## Set exercise
Copy every line of the data in which the word "Tailwind" occurs.

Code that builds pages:
— begin —
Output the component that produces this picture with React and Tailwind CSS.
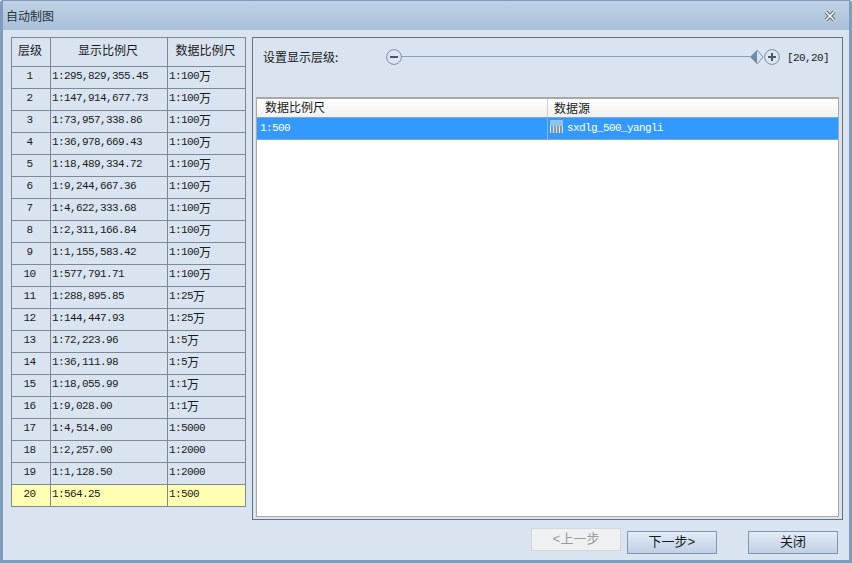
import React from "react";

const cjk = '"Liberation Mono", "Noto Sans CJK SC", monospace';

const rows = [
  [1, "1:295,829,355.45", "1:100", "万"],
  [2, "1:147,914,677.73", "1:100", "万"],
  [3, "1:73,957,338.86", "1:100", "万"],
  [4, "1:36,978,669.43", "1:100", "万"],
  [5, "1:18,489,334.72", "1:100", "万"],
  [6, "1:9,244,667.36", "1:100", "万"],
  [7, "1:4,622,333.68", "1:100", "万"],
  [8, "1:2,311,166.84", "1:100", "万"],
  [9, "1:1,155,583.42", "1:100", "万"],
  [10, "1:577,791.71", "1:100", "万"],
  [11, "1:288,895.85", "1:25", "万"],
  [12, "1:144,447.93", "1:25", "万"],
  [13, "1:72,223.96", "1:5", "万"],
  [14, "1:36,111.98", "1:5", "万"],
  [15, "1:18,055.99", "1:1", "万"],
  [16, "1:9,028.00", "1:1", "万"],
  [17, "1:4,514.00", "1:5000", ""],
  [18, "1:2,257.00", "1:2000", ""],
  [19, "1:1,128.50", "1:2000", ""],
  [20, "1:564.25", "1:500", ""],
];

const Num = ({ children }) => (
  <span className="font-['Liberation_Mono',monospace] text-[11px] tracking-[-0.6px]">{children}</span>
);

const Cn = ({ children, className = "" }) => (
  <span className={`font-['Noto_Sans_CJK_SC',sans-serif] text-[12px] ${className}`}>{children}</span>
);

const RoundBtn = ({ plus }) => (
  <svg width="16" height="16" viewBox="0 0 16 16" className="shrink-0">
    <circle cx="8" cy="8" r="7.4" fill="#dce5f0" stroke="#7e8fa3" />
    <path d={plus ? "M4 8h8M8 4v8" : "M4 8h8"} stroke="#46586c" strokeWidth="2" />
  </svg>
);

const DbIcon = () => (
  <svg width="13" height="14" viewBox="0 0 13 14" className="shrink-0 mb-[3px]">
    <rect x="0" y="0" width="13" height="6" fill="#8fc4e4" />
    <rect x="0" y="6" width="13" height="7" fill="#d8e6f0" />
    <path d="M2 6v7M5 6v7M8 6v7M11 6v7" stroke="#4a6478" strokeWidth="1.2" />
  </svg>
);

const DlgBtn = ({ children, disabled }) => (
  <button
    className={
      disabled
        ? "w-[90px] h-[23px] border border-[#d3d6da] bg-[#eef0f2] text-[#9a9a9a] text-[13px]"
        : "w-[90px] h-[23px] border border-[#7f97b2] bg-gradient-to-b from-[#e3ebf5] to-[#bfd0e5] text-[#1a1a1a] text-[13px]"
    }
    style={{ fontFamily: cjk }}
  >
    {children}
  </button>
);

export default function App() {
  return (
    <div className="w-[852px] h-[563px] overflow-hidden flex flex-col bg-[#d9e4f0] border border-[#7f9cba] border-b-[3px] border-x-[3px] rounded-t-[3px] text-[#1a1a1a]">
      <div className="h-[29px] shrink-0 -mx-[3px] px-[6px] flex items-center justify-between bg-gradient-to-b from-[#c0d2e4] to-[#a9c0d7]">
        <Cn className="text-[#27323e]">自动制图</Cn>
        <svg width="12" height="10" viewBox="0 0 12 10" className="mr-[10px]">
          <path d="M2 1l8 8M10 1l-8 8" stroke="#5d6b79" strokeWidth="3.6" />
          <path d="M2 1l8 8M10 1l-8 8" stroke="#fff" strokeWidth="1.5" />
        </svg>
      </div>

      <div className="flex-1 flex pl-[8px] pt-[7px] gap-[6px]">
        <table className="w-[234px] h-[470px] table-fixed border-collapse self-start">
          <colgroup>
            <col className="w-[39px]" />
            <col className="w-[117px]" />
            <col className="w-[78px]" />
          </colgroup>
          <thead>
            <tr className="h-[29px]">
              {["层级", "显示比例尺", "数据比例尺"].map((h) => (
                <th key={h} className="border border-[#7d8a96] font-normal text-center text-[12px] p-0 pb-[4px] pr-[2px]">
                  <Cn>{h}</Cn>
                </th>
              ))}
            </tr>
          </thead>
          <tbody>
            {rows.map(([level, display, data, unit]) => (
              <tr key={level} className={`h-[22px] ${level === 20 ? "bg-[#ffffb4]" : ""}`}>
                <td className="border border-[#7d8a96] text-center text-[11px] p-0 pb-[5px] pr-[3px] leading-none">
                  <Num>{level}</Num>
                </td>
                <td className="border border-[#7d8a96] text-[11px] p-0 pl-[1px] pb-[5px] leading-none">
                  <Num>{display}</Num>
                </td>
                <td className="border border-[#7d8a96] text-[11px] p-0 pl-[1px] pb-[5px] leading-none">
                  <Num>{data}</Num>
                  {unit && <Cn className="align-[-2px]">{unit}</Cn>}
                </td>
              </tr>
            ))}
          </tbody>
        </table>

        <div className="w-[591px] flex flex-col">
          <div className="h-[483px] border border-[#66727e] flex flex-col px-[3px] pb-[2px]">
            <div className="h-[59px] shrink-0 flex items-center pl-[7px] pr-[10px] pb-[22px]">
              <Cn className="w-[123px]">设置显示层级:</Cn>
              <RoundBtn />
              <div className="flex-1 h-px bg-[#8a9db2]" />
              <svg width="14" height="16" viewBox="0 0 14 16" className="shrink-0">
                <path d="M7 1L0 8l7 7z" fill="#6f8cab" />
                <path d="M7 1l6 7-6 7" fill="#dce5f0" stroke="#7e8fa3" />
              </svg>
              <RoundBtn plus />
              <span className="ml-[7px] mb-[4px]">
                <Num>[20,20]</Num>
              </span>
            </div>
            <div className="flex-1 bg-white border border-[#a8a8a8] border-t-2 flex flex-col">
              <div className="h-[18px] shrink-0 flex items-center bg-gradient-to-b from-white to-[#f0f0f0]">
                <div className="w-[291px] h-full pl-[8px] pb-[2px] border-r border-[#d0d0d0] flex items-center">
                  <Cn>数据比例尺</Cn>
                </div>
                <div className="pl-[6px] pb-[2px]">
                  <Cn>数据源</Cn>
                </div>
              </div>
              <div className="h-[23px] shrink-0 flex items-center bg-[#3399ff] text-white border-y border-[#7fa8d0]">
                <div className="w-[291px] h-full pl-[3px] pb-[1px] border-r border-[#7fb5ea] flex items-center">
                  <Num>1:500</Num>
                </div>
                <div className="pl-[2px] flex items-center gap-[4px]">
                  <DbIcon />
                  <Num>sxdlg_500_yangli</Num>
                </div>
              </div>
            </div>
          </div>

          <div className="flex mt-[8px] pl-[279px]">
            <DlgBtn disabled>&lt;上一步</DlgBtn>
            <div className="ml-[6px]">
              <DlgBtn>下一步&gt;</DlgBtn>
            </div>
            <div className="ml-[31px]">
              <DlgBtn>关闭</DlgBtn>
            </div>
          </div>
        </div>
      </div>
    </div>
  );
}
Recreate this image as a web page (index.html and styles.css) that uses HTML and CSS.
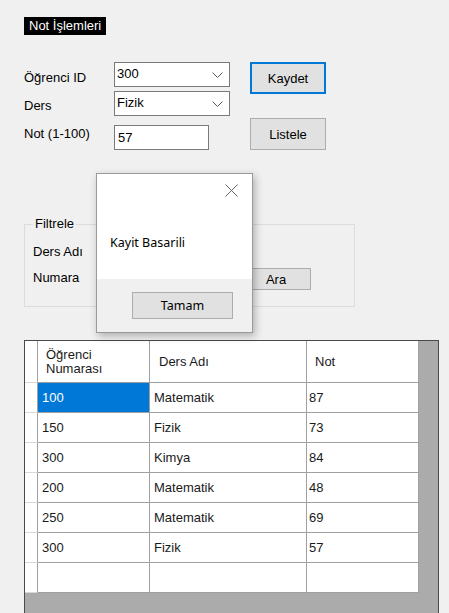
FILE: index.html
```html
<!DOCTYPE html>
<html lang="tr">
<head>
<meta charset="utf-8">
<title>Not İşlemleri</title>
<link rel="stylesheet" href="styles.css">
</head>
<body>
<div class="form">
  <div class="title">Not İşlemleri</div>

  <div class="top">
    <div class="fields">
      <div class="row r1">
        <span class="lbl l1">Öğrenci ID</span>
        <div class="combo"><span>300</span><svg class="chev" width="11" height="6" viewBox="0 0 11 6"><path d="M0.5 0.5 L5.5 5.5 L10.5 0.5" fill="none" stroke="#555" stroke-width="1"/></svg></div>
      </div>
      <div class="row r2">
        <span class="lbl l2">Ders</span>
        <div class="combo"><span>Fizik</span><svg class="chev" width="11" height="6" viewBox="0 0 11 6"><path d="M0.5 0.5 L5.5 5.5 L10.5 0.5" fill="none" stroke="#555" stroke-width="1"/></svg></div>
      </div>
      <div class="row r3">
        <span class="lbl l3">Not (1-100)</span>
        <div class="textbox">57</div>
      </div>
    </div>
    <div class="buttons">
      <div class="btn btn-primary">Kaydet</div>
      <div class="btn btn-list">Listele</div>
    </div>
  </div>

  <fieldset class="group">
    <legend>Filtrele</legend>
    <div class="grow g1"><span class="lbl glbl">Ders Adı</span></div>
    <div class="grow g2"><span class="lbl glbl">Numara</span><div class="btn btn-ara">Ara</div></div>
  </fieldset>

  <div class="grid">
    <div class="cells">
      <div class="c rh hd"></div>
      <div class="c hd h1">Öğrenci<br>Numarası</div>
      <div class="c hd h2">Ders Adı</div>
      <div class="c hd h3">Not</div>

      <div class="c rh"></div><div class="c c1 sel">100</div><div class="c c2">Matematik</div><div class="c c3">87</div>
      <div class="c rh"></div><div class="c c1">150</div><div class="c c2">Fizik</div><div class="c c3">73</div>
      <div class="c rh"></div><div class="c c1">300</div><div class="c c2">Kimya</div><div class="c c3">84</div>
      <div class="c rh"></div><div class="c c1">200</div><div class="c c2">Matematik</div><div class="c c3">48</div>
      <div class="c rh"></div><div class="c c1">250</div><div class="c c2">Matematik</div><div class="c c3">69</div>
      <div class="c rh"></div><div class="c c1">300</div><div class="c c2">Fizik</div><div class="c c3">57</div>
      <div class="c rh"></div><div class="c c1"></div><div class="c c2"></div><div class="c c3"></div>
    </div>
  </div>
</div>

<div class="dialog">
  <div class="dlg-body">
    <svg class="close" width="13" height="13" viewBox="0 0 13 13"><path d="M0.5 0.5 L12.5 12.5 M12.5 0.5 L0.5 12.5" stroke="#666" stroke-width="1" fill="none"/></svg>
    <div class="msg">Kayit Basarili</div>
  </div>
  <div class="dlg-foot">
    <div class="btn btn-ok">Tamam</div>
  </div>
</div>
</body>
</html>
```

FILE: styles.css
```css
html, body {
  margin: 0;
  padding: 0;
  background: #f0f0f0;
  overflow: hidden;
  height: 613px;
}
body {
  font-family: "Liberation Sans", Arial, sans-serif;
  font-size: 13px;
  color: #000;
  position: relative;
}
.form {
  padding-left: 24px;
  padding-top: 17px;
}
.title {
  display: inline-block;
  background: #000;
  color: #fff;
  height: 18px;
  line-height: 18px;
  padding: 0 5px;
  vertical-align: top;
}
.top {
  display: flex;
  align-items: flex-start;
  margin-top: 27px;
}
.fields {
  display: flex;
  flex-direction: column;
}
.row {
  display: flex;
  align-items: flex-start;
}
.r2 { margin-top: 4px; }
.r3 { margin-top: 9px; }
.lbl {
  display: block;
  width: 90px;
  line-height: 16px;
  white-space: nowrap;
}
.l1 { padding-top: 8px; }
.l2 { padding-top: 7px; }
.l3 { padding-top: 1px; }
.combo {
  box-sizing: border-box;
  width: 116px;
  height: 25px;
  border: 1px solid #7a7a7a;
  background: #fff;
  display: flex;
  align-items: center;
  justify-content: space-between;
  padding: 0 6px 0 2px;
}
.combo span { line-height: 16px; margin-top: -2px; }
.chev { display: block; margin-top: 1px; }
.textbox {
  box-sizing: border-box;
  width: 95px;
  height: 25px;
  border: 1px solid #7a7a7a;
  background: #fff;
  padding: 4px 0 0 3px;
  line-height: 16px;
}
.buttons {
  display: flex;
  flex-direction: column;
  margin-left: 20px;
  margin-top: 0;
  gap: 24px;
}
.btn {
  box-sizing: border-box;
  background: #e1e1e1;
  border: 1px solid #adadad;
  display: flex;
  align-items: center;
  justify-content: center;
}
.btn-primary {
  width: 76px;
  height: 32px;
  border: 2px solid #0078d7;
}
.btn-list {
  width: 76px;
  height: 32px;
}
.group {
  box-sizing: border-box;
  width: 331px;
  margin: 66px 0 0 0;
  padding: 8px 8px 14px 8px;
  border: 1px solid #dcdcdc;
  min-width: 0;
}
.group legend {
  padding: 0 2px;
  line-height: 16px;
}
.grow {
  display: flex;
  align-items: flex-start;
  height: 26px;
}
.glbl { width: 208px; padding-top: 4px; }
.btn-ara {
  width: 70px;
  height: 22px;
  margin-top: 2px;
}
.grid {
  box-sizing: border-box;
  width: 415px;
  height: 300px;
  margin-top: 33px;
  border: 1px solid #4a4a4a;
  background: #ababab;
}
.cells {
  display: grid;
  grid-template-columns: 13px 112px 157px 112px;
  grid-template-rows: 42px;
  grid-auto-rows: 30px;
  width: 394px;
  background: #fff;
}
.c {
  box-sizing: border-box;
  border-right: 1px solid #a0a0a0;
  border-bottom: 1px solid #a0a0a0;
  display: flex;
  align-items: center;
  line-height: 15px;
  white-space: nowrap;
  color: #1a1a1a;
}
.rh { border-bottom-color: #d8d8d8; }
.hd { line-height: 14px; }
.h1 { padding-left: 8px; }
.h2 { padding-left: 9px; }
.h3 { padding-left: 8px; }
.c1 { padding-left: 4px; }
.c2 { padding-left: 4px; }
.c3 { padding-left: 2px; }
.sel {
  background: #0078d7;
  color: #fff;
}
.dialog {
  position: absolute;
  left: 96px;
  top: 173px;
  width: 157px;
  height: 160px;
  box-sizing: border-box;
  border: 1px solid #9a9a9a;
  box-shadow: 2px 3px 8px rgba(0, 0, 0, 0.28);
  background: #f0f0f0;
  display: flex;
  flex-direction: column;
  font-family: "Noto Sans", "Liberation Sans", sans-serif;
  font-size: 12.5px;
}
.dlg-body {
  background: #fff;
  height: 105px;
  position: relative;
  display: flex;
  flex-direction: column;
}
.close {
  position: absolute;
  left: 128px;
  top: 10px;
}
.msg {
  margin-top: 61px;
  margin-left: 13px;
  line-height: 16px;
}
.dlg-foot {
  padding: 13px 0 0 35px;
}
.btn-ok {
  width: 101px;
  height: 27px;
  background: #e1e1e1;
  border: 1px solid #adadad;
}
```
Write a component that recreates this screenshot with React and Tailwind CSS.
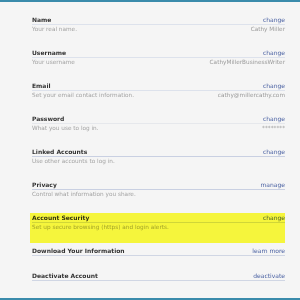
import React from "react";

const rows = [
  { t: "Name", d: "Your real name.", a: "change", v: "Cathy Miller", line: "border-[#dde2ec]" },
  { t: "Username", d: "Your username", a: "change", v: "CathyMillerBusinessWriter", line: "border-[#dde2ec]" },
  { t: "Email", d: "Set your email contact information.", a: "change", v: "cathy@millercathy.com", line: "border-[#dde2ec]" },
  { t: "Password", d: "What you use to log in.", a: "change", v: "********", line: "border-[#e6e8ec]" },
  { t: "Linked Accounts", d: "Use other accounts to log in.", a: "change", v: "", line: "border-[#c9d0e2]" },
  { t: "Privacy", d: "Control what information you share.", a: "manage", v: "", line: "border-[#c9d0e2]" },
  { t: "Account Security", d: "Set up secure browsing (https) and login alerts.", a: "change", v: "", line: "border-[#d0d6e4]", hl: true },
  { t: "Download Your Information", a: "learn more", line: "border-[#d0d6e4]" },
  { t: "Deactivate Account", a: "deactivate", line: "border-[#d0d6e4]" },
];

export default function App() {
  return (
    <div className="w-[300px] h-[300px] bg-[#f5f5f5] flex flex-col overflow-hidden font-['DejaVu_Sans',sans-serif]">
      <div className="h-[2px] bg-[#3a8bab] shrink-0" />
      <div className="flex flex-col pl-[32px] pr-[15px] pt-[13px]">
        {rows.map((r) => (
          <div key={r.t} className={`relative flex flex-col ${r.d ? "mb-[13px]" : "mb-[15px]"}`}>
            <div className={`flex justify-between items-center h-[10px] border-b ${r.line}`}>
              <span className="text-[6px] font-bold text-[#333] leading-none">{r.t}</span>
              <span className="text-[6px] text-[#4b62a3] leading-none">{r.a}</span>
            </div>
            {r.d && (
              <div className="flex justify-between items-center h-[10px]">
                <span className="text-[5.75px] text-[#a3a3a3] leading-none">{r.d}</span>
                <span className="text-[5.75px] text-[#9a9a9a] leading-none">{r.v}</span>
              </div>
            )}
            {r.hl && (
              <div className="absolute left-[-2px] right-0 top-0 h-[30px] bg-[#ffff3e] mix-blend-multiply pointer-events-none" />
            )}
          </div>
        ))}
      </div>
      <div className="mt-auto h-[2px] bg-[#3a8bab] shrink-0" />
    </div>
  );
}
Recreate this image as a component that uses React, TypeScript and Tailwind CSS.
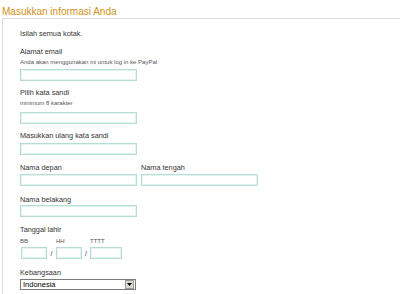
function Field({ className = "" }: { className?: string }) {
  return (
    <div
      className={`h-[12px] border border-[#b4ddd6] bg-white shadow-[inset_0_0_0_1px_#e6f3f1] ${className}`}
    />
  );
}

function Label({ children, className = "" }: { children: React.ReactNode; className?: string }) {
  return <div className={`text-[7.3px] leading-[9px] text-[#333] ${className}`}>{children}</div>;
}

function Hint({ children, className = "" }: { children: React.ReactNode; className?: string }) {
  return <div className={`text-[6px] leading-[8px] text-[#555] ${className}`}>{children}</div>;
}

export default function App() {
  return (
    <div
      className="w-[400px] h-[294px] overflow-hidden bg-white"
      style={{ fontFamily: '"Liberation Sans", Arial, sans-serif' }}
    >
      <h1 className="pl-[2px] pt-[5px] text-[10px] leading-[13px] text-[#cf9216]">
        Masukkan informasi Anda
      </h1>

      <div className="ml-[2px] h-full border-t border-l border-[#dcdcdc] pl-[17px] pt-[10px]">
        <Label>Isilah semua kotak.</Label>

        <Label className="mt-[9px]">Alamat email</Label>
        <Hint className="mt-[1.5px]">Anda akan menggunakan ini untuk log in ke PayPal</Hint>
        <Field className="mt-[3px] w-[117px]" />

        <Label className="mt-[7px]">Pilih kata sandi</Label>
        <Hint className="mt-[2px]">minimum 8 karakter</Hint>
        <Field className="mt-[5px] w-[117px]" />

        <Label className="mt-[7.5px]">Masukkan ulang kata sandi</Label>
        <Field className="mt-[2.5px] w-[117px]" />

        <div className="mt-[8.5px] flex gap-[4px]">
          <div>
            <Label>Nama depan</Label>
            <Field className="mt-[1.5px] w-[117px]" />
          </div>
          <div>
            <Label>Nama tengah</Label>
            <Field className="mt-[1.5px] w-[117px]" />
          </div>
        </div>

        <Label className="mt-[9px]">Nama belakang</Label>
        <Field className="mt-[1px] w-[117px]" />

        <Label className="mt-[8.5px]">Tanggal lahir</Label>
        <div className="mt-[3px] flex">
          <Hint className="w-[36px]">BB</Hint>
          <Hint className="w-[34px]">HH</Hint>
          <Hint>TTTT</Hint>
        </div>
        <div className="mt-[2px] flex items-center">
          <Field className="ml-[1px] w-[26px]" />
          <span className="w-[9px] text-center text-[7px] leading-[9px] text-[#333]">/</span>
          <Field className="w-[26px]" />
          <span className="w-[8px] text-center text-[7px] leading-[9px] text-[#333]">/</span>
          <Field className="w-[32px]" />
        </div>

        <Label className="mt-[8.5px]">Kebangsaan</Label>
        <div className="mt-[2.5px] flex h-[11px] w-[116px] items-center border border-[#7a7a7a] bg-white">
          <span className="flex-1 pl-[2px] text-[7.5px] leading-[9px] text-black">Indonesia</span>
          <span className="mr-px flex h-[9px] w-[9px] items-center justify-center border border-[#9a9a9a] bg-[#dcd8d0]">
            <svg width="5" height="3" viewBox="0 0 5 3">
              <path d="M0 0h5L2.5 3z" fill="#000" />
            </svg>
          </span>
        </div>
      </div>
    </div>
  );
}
— end —
## Complete output
Output the component that produces this picture with React and Tailwind CSS.
Write a component that recreates this screenshot with React and Tailwind CSS.
Recreate this image as a component that uses React, TypeScript and Tailwind CSS.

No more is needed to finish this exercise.